When my father got out of the U.S. Navy in 1946, we moved to California. I attended Catholic schools in Hawthorne, Lennox, Inglewood, and then in Los Angeles, which was staffed by Franciscans. One day my teacher asked if anyone wanted to become a Catholic. I was the only one who raised a hand. Then we moved again. At the new school in Los Angeles, I asked my parents if I could take special instructions on Saturdays in order to be baptized. They explained that it was my decision and would become my responsibility to do all that the Church asked. So when I was 11 years old, I became a Catholic and attended Mass every Sunday by myself because my sister had moved back to Kansas City.
Soon after that, we returned to the Kansas City area, and I finished grade school with the Sisters of St. Joseph as my teachers and then attended a high school taught by Benedictines. I was very shy, and switching to so many different elementary schools had made me even more so. I didn’t know when I was ever going to share with anyone my desire to become a sister.

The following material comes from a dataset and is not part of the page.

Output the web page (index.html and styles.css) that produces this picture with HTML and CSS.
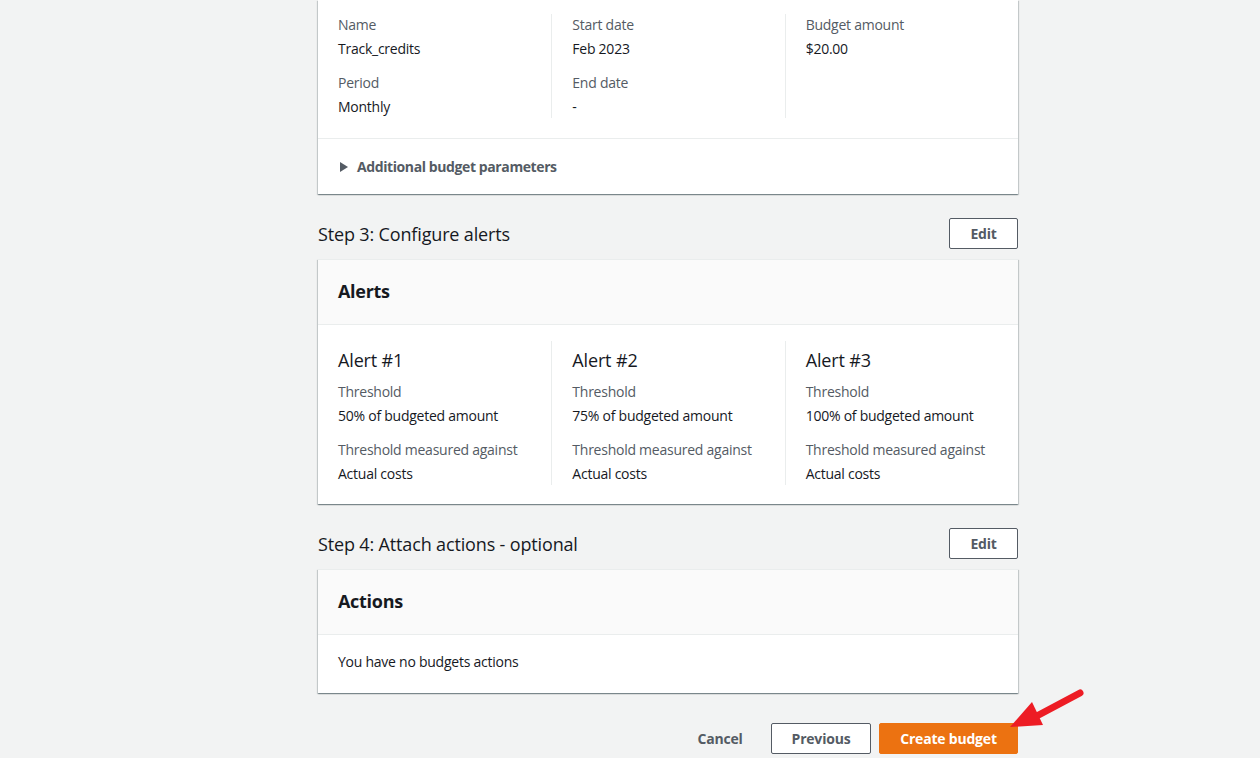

So I devised this plan: during my freshman year, I would pray about it; during my sophomore year, I would share my desire in confession to a priest; during junior year, I would tell one of my Benedictine teachers; and during my senior year, I would tell my parents. Thoughts about my vocation stayed with me during those four years, but I got to the end of my senior year and had taken only the first step in my plan. I had prayed a lot. In late May, the school band of which I was a member took a field trip to Atchison, Ks, to play and march at Mount St. Scholastica. After our performance, Sister Mary David, who taught at my high school, approached me and asked if I wanted to go see the Mother Superior about entering the convent. I replied “Yes” without any hesitation. Dressed in my band uniform and carrying my slide trombone, I had my interview with Mother Alfred, and she said I could come on June 13, less than a month away!
I went home and that night told my parents what I wanted to do. They told me that they wanted me to be happy, and if that was what I really wanted to do, it would bring happiness to them also. So I entered the Benedictine community of Mount St. Scholastica on June 13, 1953. I was 16, but just a month from turning 17.
In my religious life, I have taught in primary, middle, secondary, and college levels. I also served in Brazil as a missionary for about 8 years. I am now living at the monastery in Atchison and help serve in the business office as well as do other tasks assigned to me.
What I love the most about this life in community is praying together at our morning and evening prayer.